Même pas. Tsipras a juste dit qu’il allait soumettre à referendum les propositions des « Européens » (je mets des guillemets par facilité : je suis moi-même européen mais je n’ai rien de commun avec ces technocrates non élus). C’est affreux, un communiste qui demande au peuple son avis ! Les bons esprits objectent que Tsipras devrait poser la question du maintien dans l’Euro : oui, c’est comme ça dans le Disneyland post-démocratique de l’UE, on explique à un chef d’Etat ce qu’il doit poser comme question puisque cette idée absurde de consulter directement son peuple lui est venue. On imagine, au passage, un JeroenDijsselbloem expliquer au Général de Gaulle : « Dites donc, mon petit vieux, votre referendum sur l’élection du président au suffrage universel, ça nous plaît pas trop, c’est du césarisme, ça… » Tsipras, lui, veut poser la question de l’acceptation ou non par le peuple grec des propositions de la Troïka. Si celles-ci supposent que la Grèce doive continuer sa tiers-mondisation pour rester dans l’euro, c’est à la Troïka de bouger, pas à la Grèce. Ou alors on finirait par croire que l’« Europe » veut surtout faire un exemple, parce qu’il s’agit d’un gouvernement de gauche et qu’il faut montrer aux autres (Podemos, par exemple) ce qui arrive quand on ne courbe plus assez l’échine…

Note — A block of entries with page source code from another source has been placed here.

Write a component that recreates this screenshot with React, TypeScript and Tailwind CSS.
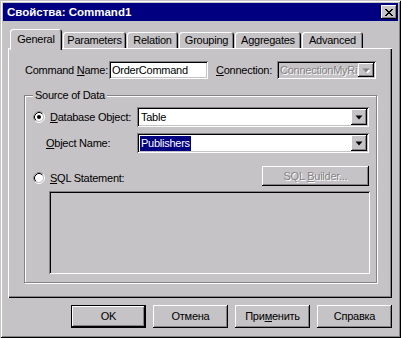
import React from "react";

const raised =
  "shadow-[inset_-1px_-1px_#000,inset_1px_1px_#fff,inset_-2px_-2px_#848284,inset_2px_2px_#c6c3c6]";
const sunken =
  "shadow-[inset_1px_1px_#848284,inset_-1px_-1px_#fff,inset_2px_2px_#000,inset_-2px_-2px_#c6c3c6]";

function Arrow({ disabled }: { disabled?: boolean }) {
  return (
    <svg width="8" height="5" viewBox="0 0 8 5">
      {disabled && <polygon points="2,2 9,2 5.5,5.5" fill="#fff" />}
      <polygon points="0.5,0.5 7.5,0.5 4,4.5" fill={disabled ? "#848284" : "#000"} />
    </svg>
  );
}

function Combo({ value, width, height, disabled, selected }: { value: string; width: string; height: string; disabled?: boolean; selected?: boolean }) {
  return (
    <div className={`${width} ${height} ${sunken} ${disabled ? "bg-[#c6c3c6]" : "bg-white"} flex p-[2px]`}>
      <div className="flex-1 min-w-0 flex items-center pl-[1px] overflow-hidden whitespace-nowrap">
        {selected ? (
          <span className="bg-[#000080] text-white px-[1px] py-[1px]">{value}</span>
        ) : (
          <span className={disabled ? "text-[#848284] [text-shadow:1px_1px_#fff]" : "pl-[1px]"}>{value}</span>
        )}
      </div>
      <div className={`w-[16px] h-full bg-[#c6c3c6] ${raised} flex items-center justify-center`}>
        <Arrow disabled={disabled} />
      </div>
    </div>
  );
}

function Radio({ checked }: { checked?: boolean }) {
  return (
    <svg width="12" height="12" viewBox="0 0 12 12" className="shrink-0">
      <circle cx="6" cy="6" r="4.2" fill="#fff" />
      <circle cx="6" cy="6" r="5.5" fill="none" stroke="#fff" />
      <path d="M2.11 9.89 A5.5 5.5 0 0 1 9.89 2.11" fill="none" stroke="#848284" />
      <circle cx="6" cy="6" r="4.5" fill="none" stroke="#c6c3c6" />
      <path d="M2.82 9.18 A4.5 4.5 0 0 1 9.18 2.82" fill="none" stroke="#000" />
      {checked && <circle cx="6" cy="6" r="2" fill="#000" />}
    </svg>
  );
}

const tabs = [
  { label: "Parameters", w: "w-[63px]" },
  { label: "Relation", w: "w-[51px]" },
  { label: "Grouping", w: "w-[55px]" },
  { label: "Aggregates", w: "w-[66px]" },
  { label: "Advanced", w: "w-[61px]" },
];

function Button({ children, isDefault }: { children: React.ReactNode; isDefault?: boolean }) {
  return (
    <div
      className={`w-[75px] h-[23px] bg-[#c6c3c6] flex items-center justify-center ${
        isDefault
          ? "shadow-[inset_0_0_0_1px_#000,inset_-2px_-2px_#000,inset_2px_2px_#fff,inset_-3px_-3px_#848284]"
          : raised
      }`}
    >
      {children}
    </div>
  );
}

export default function App() {
  return (
    <div className="w-[401px] h-[338px] bg-[#c6c3c6] p-[3px] shadow-[inset_1px_1px_#c6c3c6,inset_-1px_-1px_#000,inset_2px_2px_#fff,inset_-2px_-2px_#848284] flex flex-col font-['Liberation_Sans',Arial,sans-serif] text-[11px] leading-[13px] tracking-[-0.25px] text-black whitespace-nowrap">
      {/* Title bar */}
      <div className="h-[18px] bg-[#000080] flex items-center justify-between pl-[4px] pr-[1px]">
        <span className="text-white font-bold text-[11.5px] tracking-normal">Свойства: Command1</span>
        <div className={`w-[16px] h-[14px] bg-[#c6c3c6] ${raised} flex items-center justify-center`}>
          <svg width="8" height="7" viewBox="0 0 8 7">
            <path d="M0 0 L7 7 M1 0 L8 7 M7 0 L0 7 M8 0 L1 7" stroke="#000" strokeWidth="1" />
          </svg>
        </div>
      </div>

      <div className="pl-[5px] pt-[8px] flex flex-col">
        {/* Tabs */}
        <div className="flex items-end h-[19px] pl-[2px]">
          <div className="w-[52px] h-[21px] -mb-[2px] relative z-10 bg-[#c6c3c6] rounded-t-[3px] shadow-[inset_1px_1px_#fff,inset_-1px_0_#000,inset_-2px_0_#848284] flex items-start justify-center pt-[4px]">
            General
          </div>
          {tabs.map((t) => (
            <div
              key={t.label}
              className={`${t.w} h-[16px] ml-[1px] bg-[#c6c3c6] rounded-t-[3px] shadow-[inset_1px_1px_#fff,inset_-1px_0_#000,inset_-2px_0_#848284] flex items-center justify-center`}
            >
              {t.label}
            </div>
          ))}
        </div>

        {/* Panel */}
        <div className="w-[384px] h-[250px] bg-[#c6c3c6] shadow-[inset_1px_1px_#fff,inset_-1px_-1px_#000,inset_-2px_-2px_#848284] pl-[16px] pt-[13px] flex flex-col">
          <div className="flex items-center h-[18px]">
            <span className="w-[85px] pl-[1px]">
              Command <u>N</u>ame:
            </span>
            <div className={`w-[99px] h-[18px] bg-white ${sunken} flex items-center pl-[3px]`}>OrderCommand</div>
            <span className="w-[61px] ml-[8px]">
              <u>C</u>onnection:
            </span>
            <Combo value="ConnectionMyRi" width="w-[99px]" height="h-[18px]" disabled />
          </div>

          {/* Source of Data */}
          <div className="relative mt-[16px] w-[353px] h-[188px] border border-[#848284] shadow-[inset_1px_1px_#fff,1px_1px_#fff] pl-[8px] pt-[11px] flex flex-col">
            <span className="absolute -top-[7px] left-[8px] px-[2px] bg-[#c6c3c6]">Source of Data</span>

            <div className="flex items-center h-[20px]">
              <div className="w-[104px] flex items-center gap-[5px]">
                <Radio checked />
                <span>
                  <u>D</u>atabase Object:
                </span>
              </div>
              <Combo value="Table" width="w-[232px]" height="h-[20px]" />
            </div>

            <div className="flex items-center h-[20px] mt-[6px]">
              <div className="w-[104px] pl-[13px]">
                <u>O</u>bject Name:
              </div>
              <Combo value="Publishers" width="w-[232px]" height="h-[20px]" selected />
            </div>

            <div className="flex items-center justify-between w-[336px] h-[20px] mt-[13px]">
              <div className="flex items-center gap-[5px] mt-[4px]">
                <Radio />
                <span>
                  <u>S</u>QL Statement:
                </span>
              </div>
              <div className={`w-[107px] h-[20px] ${raised} flex items-center justify-center text-[#848284] [text-shadow:1px_1px_#fff]`}>
                <span>
                  SQL <u>B</u>uilder...
                </span>
              </div>
            </div>

            <div className={`mt-[5px] ml-[16px] w-[321px] h-[83px] ${sunken}`} />
          </div>
        </div>

        {/* Buttons */}
        <div className="w-[384px] flex justify-end gap-[7px] mt-[7px]">
          <Button isDefault>OK</Button>
          <Button>Отмена</Button>
          <Button>
            <span>
              При<u>м</u>енить
            </span>
          </Button>
          <Button>Справка</Button>
        </div>
      </div>
    </div>
  );
}
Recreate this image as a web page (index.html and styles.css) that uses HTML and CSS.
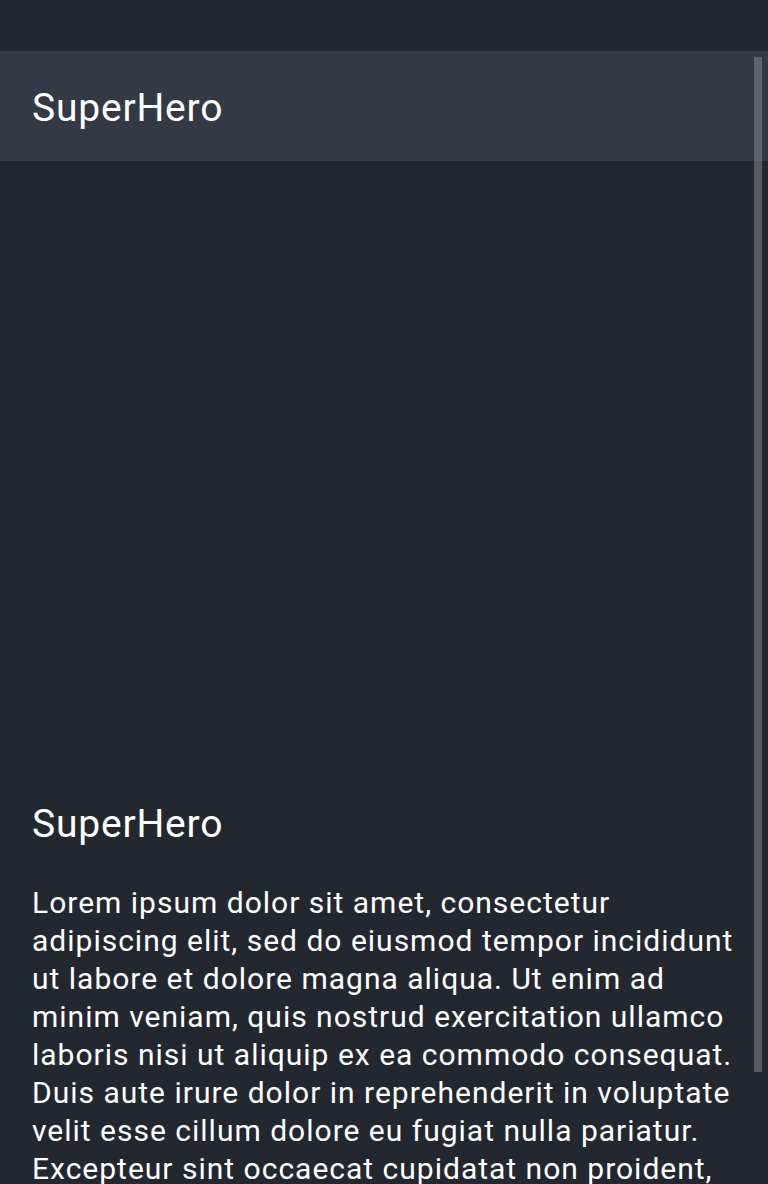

La seule relative bonne surprise est venue de… DSK ! Eh oui, les voies de la raison, comme celles du Seigneur, sont impénétrables. Il a appelé les créanciers à prendre leurs pertes, comme on dit, à rééchelonner une partie de la dette et à supprimer l’autre qu’il reconnaît lui-même comme illégitime. Il sait de quoi il parle, il est à l’origine du premier plan de 2010 qui a uniquement servi à ce que les banques étrangères récupèrent leurs emprunts, et certainement pas à relancer l’économie grecque. En échange, la Grèce ne recevrait plus d’aide et redeviendrait maîtresse des méthodes et des choix budgétaires pour se tirer d’affaire. Au sein de l’UE ou pas.
C’est tout de même un peu plus digne, comme idée, que ce coup d’Etat au ralenti qui donne l’impression de voir s’écrire sous nos yeux un nouveau chapitre de la Stratégie du Choc de Naomi Klein, où il est expliqué que capitalisme et démocratie n’ont plus rien à voir dès que la démocratie contrarie le capitalisme.
Et nous en sommes-là, aujourd’hui, en Europe.